» TASK DETAILS
Type out the data exactly as given. Skip any image.

» DATASET CONTENT
○ ○ ○ ○
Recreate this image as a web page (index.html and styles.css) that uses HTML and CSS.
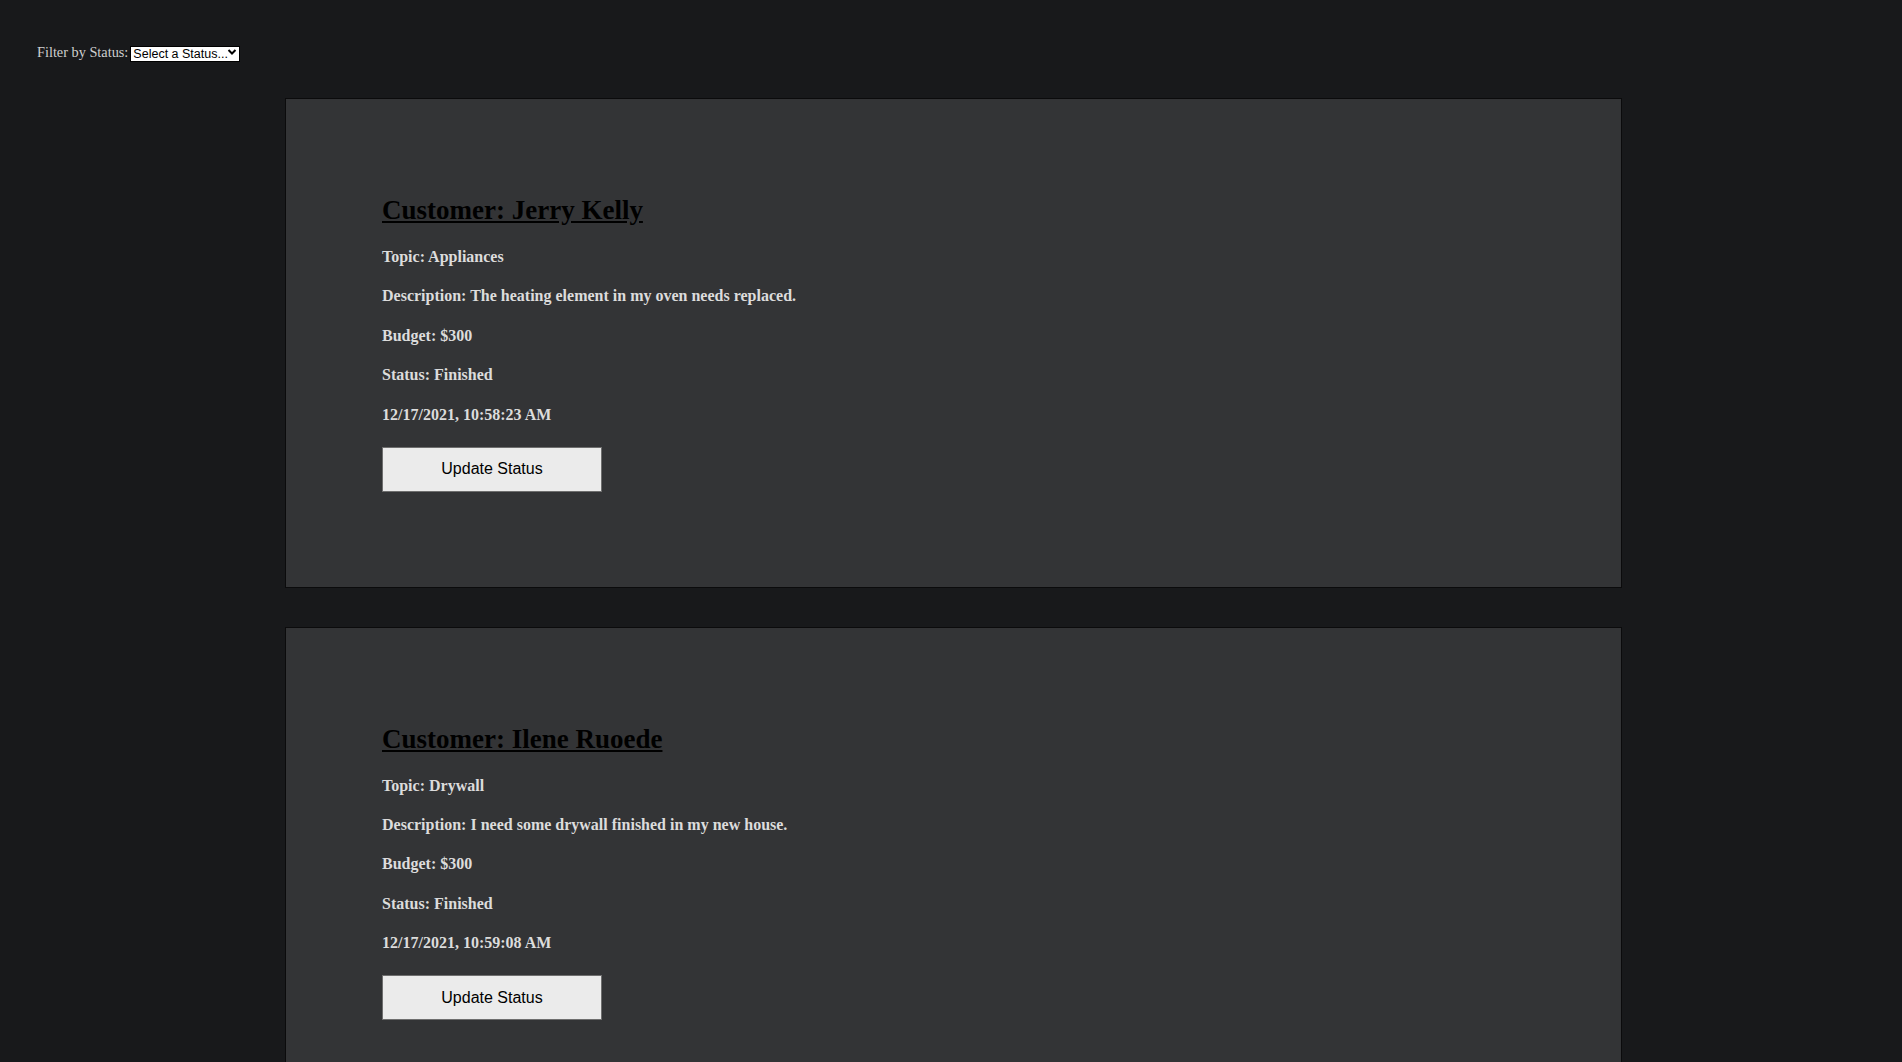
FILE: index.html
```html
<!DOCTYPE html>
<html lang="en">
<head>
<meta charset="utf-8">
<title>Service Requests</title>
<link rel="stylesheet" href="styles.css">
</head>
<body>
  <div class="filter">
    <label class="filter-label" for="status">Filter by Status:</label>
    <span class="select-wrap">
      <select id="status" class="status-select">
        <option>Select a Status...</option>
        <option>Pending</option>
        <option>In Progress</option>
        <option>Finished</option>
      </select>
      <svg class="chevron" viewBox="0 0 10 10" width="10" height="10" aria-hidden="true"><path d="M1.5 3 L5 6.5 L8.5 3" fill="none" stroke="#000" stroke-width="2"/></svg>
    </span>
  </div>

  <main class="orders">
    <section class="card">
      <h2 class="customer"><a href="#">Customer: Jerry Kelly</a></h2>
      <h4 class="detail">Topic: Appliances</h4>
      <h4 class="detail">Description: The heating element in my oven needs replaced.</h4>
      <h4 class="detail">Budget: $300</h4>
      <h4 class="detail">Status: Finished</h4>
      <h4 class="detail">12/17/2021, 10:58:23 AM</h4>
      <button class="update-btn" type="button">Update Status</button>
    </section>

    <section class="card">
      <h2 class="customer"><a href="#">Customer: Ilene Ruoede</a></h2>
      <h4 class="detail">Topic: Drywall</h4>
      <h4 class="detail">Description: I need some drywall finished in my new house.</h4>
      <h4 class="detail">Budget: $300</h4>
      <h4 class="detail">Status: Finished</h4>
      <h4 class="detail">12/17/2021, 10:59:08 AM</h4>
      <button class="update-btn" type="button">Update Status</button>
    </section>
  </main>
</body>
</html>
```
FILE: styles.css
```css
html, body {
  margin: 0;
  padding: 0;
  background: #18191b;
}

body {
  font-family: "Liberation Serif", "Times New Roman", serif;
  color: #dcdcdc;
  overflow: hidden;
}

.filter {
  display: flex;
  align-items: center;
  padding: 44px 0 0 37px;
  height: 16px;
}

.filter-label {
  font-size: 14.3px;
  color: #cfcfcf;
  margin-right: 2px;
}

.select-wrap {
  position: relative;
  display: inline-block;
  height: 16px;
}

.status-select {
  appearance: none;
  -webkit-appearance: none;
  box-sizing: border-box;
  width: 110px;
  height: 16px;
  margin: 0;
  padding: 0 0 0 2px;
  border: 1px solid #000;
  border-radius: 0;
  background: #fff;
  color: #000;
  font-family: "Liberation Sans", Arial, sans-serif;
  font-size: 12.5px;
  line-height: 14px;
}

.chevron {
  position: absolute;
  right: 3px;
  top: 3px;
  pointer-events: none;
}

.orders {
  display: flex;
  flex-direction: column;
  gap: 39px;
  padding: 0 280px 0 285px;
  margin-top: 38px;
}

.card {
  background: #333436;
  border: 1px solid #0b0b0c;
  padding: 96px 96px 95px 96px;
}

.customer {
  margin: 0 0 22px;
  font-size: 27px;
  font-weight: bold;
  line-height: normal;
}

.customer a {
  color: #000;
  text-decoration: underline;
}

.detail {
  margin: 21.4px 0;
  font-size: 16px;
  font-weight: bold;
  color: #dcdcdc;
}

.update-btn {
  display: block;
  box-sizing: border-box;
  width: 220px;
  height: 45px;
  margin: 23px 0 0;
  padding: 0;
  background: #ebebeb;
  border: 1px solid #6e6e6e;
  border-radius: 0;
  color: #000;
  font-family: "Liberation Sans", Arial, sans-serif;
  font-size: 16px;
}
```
○ ○ ○ ○
» OUTPUT OF THE TASK
Recreate this image as a web page (index.html and styles.css) that uses HTML and CSS.
FILE: index.html
```html
<!DOCTYPE html>
<html lang="en">
<head>
<meta charset="utf-8">
<title>Service Requests</title>
<link rel="stylesheet" href="styles.css">
</head>
<body>
  <div class="filter">
    <label class="filter-label" for="status">Filter by Status:</label>
    <span class="select-wrap">
      <select id="status" class="status-select">
        <option>Select a Status...</option>
        <option>Pending</option>
        <option>In Progress</option>
        <option>Finished</option>
      </select>
      <svg class="chevron" viewBox="0 0 10 10" width="10" height="10" aria-hidden="true"><path d="M1.5 3 L5 6.5 L8.5 3" fill="none" stroke="#000" stroke-width="2"/></svg>
    </span>
  </div>

  <main class="orders">
    <section class="card">
      <h2 class="customer"><a href="#">Customer: Jerry Kelly</a></h2>
      <h4 class="detail">Topic: Appliances</h4>
      <h4 class="detail">Description: The heating element in my oven needs replaced.</h4>
      <h4 class="detail">Budget: $300</h4>
      <h4 class="detail">Status: Finished</h4>
      <h4 class="detail">12/17/2021, 10:58:23 AM</h4>
      <button class="update-btn" type="button">Update Status</button>
    </section>

    <section class="card">
      <h2 class="customer"><a href="#">Customer: Ilene Ruoede</a></h2>
      <h4 class="detail">Topic: Drywall</h4>
      <h4 class="detail">Description: I need some drywall finished in my new house.</h4>
      <h4 class="detail">Budget: $300</h4>
      <h4 class="detail">Status: Finished</h4>
      <h4 class="detail">12/17/2021, 10:59:08 AM</h4>
      <button class="update-btn" type="button">Update Status</button>
    </section>
  </main>
</body>
</html>
```
FILE: styles.css
```css
html, body {
  margin: 0;
  padding: 0;
  background: #18191b;
}

body {
  font-family: "Liberation Serif", "Times New Roman", serif;
  color: #dcdcdc;
  overflow: hidden;
}

.filter {
  display: flex;
  align-items: center;
  padding: 44px 0 0 37px;
  height: 16px;
}

.filter-label {
  font-size: 14.3px;
  color: #cfcfcf;
  margin-right: 2px;
}

.select-wrap {
  position: relative;
  display: inline-block;
  height: 16px;
}

.status-select {
  appearance: none;
  -webkit-appearance: none;
  box-sizing: border-box;
  width: 110px;
  height: 16px;
  margin: 0;
  padding: 0 0 0 2px;
  border: 1px solid #000;
  border-radius: 0;
  background: #fff;
  color: #000;
  font-family: "Liberation Sans", Arial, sans-serif;
  font-size: 12.5px;
  line-height: 14px;
}

.chevron {
  position: absolute;
  right: 3px;
  top: 3px;
  pointer-events: none;
}

.orders {
  display: flex;
  flex-direction: column;
  gap: 39px;
  padding: 0 280px 0 285px;
  margin-top: 38px;
}

.card {
  background: #333436;
  border: 1px solid #0b0b0c;
  padding: 96px 96px 95px 96px;
}

.customer {
  margin: 0 0 22px;
  font-size: 27px;
  font-weight: bold;
  line-height: normal;
}

.customer a {
  color: #000;
  text-decoration: underline;
}

.detail {
  margin: 21.4px 0;
  font-size: 16px;
  font-weight: bold;
  color: #dcdcdc;
}

.update-btn {
  display: block;
  box-sizing: border-box;
  width: 220px;
  height: 45px;
  margin: 23px 0 0;
  padding: 0;
  background: #ebebeb;
  border: 1px solid #6e6e6e;
  border-radius: 0;
  color: #000;
  font-family: "Liberation Sans", Arial, sans-serif;
  font-size: 16px;
}
```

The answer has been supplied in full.